- [TASK INSTRUCTIONS]
Repeat everything in the material exactly.

═════ RECORDED DATA

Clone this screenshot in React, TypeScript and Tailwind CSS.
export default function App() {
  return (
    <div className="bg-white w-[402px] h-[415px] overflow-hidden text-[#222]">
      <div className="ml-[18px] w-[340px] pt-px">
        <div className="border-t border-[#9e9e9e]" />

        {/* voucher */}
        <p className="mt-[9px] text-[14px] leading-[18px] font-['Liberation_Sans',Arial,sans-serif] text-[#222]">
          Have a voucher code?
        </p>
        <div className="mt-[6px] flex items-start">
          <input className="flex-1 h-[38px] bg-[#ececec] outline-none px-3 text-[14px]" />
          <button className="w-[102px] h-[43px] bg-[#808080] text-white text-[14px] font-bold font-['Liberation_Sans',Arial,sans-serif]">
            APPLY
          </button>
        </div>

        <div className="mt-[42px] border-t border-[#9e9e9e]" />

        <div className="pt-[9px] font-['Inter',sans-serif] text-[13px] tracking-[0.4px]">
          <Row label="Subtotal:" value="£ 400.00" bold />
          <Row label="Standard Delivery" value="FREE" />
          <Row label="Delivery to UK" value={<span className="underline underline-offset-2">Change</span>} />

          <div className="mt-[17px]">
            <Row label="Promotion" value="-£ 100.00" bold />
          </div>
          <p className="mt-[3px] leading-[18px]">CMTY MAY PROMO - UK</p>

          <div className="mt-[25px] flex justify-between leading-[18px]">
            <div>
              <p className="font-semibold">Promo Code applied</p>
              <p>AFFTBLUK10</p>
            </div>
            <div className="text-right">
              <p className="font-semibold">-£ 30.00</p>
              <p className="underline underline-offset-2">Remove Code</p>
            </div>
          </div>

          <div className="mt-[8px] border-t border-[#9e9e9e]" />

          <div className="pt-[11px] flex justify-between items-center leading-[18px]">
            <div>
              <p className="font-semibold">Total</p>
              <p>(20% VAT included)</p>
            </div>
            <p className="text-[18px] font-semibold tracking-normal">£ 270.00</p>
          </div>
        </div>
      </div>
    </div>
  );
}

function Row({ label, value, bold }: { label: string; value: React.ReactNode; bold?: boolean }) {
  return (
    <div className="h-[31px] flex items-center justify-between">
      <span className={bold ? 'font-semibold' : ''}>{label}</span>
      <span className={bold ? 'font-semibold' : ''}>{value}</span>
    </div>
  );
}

══════════

- [RESPONSE]
Clone this screenshot in React, TypeScript and Tailwind CSS.
export default function App() {
  return (
    <div className="bg-white w-[402px] h-[415px] overflow-hidden text-[#222]">
      <div className="ml-[18px] w-[340px] pt-px">
        <div className="border-t border-[#9e9e9e]" />

        {/* voucher */}
        <p className="mt-[9px] text-[14px] leading-[18px] font-['Liberation_Sans',Arial,sans-serif] text-[#222]">
          Have a voucher code?
        </p>
        <div className="mt-[6px] flex items-start">
          <input className="flex-1 h-[38px] bg-[#ececec] outline-none px-3 text-[14px]" />
          <button className="w-[102px] h-[43px] bg-[#808080] text-white text-[14px] font-bold font-['Liberation_Sans',Arial,sans-serif]">
            APPLY
          </button>
        </div>

        <div className="mt-[42px] border-t border-[#9e9e9e]" />

        <div className="pt-[9px] font-['Inter',sans-serif] text-[13px] tracking-[0.4px]">
          <Row label="Subtotal:" value="£ 400.00" bold />
          <Row label="Standard Delivery" value="FREE" />
          <Row label="Delivery to UK" value={<span className="underline underline-offset-2">Change</span>} />

          <div className="mt-[17px]">
            <Row label="Promotion" value="-£ 100.00" bold />
          </div>
          <p className="mt-[3px] leading-[18px]">CMTY MAY PROMO - UK</p>

          <div className="mt-[25px] flex justify-between leading-[18px]">
            <div>
              <p className="font-semibold">Promo Code applied</p>
              <p>AFFTBLUK10</p>
            </div>
            <div className="text-right">
              <p className="font-semibold">-£ 30.00</p>
              <p className="underline underline-offset-2">Remove Code</p>
            </div>
          </div>

          <div className="mt-[8px] border-t border-[#9e9e9e]" />

          <div className="pt-[11px] flex justify-between items-center leading-[18px]">
            <div>
              <p className="font-semibold">Total</p>
              <p>(20% VAT included)</p>
            </div>
            <p className="text-[18px] font-semibold tracking-normal">£ 270.00</p>
          </div>
        </div>
      </div>
    </div>
  );
}

function Row({ label, value, bold }: { label: string; value: React.ReactNode; bold?: boolean }) {
  return (
    <div className="h-[31px] flex items-center justify-between">
      <span className={bold ? 'font-semibold' : ''}>{label}</span>
      <span className={bold ? 'font-semibold' : ''}>{value}</span>
    </div>
  );
}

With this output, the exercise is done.